● Short exercise
Repeat the material below exactly, line for line.

● Source data
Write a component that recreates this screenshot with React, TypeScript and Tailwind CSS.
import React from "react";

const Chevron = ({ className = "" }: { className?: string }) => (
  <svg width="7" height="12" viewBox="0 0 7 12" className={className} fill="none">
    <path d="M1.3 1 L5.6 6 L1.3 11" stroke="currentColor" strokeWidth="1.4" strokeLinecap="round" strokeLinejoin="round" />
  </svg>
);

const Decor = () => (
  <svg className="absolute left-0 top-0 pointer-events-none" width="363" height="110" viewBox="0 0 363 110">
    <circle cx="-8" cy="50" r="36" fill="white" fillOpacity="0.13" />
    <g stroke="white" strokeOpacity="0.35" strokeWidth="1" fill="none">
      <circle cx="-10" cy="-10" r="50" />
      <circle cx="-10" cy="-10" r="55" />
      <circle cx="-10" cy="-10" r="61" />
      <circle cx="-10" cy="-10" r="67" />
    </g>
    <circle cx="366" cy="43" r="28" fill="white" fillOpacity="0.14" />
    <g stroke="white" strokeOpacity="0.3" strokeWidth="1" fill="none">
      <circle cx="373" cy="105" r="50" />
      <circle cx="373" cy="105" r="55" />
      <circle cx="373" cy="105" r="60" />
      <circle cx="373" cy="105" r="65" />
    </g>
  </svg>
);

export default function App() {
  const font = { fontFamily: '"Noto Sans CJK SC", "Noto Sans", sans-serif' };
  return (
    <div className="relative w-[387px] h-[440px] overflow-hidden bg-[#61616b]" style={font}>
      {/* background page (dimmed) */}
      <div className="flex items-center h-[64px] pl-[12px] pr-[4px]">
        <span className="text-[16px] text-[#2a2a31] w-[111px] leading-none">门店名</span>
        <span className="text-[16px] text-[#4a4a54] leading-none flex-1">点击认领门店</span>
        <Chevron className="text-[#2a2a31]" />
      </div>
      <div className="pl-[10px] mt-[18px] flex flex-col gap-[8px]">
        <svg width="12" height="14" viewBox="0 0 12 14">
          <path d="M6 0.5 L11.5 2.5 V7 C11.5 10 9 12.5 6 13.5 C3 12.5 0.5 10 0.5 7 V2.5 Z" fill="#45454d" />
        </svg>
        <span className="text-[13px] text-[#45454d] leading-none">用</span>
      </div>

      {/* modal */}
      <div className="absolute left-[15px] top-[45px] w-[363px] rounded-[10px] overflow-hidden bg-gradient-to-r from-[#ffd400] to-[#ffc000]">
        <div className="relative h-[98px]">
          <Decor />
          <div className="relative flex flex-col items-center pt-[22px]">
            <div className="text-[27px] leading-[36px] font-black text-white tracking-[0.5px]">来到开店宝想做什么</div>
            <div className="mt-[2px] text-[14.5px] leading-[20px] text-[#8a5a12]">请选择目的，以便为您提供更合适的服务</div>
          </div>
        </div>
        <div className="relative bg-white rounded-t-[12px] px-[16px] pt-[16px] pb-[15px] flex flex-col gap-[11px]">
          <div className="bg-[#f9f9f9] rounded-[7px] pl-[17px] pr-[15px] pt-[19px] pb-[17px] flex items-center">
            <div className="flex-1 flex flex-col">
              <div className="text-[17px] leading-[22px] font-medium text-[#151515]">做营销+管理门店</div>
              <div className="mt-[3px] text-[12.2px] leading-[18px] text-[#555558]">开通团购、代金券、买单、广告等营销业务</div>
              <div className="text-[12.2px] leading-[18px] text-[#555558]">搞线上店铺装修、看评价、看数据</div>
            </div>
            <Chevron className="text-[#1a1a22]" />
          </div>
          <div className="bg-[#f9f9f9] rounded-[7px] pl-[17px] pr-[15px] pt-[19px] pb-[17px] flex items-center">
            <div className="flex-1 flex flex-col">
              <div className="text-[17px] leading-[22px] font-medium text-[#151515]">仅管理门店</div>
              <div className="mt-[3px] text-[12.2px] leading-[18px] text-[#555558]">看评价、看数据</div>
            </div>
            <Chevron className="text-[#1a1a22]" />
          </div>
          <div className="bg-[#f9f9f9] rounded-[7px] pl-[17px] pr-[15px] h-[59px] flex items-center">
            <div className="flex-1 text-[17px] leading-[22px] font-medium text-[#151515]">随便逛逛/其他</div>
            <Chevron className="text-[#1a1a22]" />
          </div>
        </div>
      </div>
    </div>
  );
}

● Task output
Write a component that recreates this screenshot with React, TypeScript and Tailwind CSS.
import React from "react";

const Chevron = ({ className = "" }: { className?: string }) => (
  <svg width="7" height="12" viewBox="0 0 7 12" className={className} fill="none">
    <path d="M1.3 1 L5.6 6 L1.3 11" stroke="currentColor" strokeWidth="1.4" strokeLinecap="round" strokeLinejoin="round" />
  </svg>
);

const Decor = () => (
  <svg className="absolute left-0 top-0 pointer-events-none" width="363" height="110" viewBox="0 0 363 110">
    <circle cx="-8" cy="50" r="36" fill="white" fillOpacity="0.13" />
    <g stroke="white" strokeOpacity="0.35" strokeWidth="1" fill="none">
      <circle cx="-10" cy="-10" r="50" />
      <circle cx="-10" cy="-10" r="55" />
      <circle cx="-10" cy="-10" r="61" />
      <circle cx="-10" cy="-10" r="67" />
    </g>
    <circle cx="366" cy="43" r="28" fill="white" fillOpacity="0.14" />
    <g stroke="white" strokeOpacity="0.3" strokeWidth="1" fill="none">
      <circle cx="373" cy="105" r="50" />
      <circle cx="373" cy="105" r="55" />
      <circle cx="373" cy="105" r="60" />
      <circle cx="373" cy="105" r="65" />
    </g>
  </svg>
);

export default function App() {
  const font = { fontFamily: '"Noto Sans CJK SC", "Noto Sans", sans-serif' };
  return (
    <div className="relative w-[387px] h-[440px] overflow-hidden bg-[#61616b]" style={font}>
      {/* background page (dimmed) */}
      <div className="flex items-center h-[64px] pl-[12px] pr-[4px]">
        <span className="text-[16px] text-[#2a2a31] w-[111px] leading-none">门店名</span>
        <span className="text-[16px] text-[#4a4a54] leading-none flex-1">点击认领门店</span>
        <Chevron className="text-[#2a2a31]" />
      </div>
      <div className="pl-[10px] mt-[18px] flex flex-col gap-[8px]">
        <svg width="12" height="14" viewBox="0 0 12 14">
          <path d="M6 0.5 L11.5 2.5 V7 C11.5 10 9 12.5 6 13.5 C3 12.5 0.5 10 0.5 7 V2.5 Z" fill="#45454d" />
        </svg>
        <span className="text-[13px] text-[#45454d] leading-none">用</span>
      </div>

      {/* modal */}
      <div className="absolute left-[15px] top-[45px] w-[363px] rounded-[10px] overflow-hidden bg-gradient-to-r from-[#ffd400] to-[#ffc000]">
        <div className="relative h-[98px]">
          <Decor />
          <div className="relative flex flex-col items-center pt-[22px]">
            <div className="text-[27px] leading-[36px] font-black text-white tracking-[0.5px]">来到开店宝想做什么</div>
            <div className="mt-[2px] text-[14.5px] leading-[20px] text-[#8a5a12]">请选择目的，以便为您提供更合适的服务</div>
          </div>
        </div>
        <div className="relative bg-white rounded-t-[12px] px-[16px] pt-[16px] pb-[15px] flex flex-col gap-[11px]">
          <div className="bg-[#f9f9f9] rounded-[7px] pl-[17px] pr-[15px] pt-[19px] pb-[17px] flex items-center">
            <div className="flex-1 flex flex-col">
              <div className="text-[17px] leading-[22px] font-medium text-[#151515]">做营销+管理门店</div>
              <div className="mt-[3px] text-[12.2px] leading-[18px] text-[#555558]">开通团购、代金券、买单、广告等营销业务</div>
              <div className="text-[12.2px] leading-[18px] text-[#555558]">搞线上店铺装修、看评价、看数据</div>
            </div>
            <Chevron className="text-[#1a1a22]" />
          </div>
          <div className="bg-[#f9f9f9] rounded-[7px] pl-[17px] pr-[15px] pt-[19px] pb-[17px] flex items-center">
            <div className="flex-1 flex flex-col">
              <div className="text-[17px] leading-[22px] font-medium text-[#151515]">仅管理门店</div>
              <div className="mt-[3px] text-[12.2px] leading-[18px] text-[#555558]">看评价、看数据</div>
            </div>
            <Chevron className="text-[#1a1a22]" />
          </div>
          <div className="bg-[#f9f9f9] rounded-[7px] pl-[17px] pr-[15px] h-[59px] flex items-center">
            <div className="flex-1 text-[17px] leading-[22px] font-medium text-[#151515]">随便逛逛/其他</div>
            <Chevron className="text-[#1a1a22]" />
          </div>
        </div>
      </div>
    </div>
  );
}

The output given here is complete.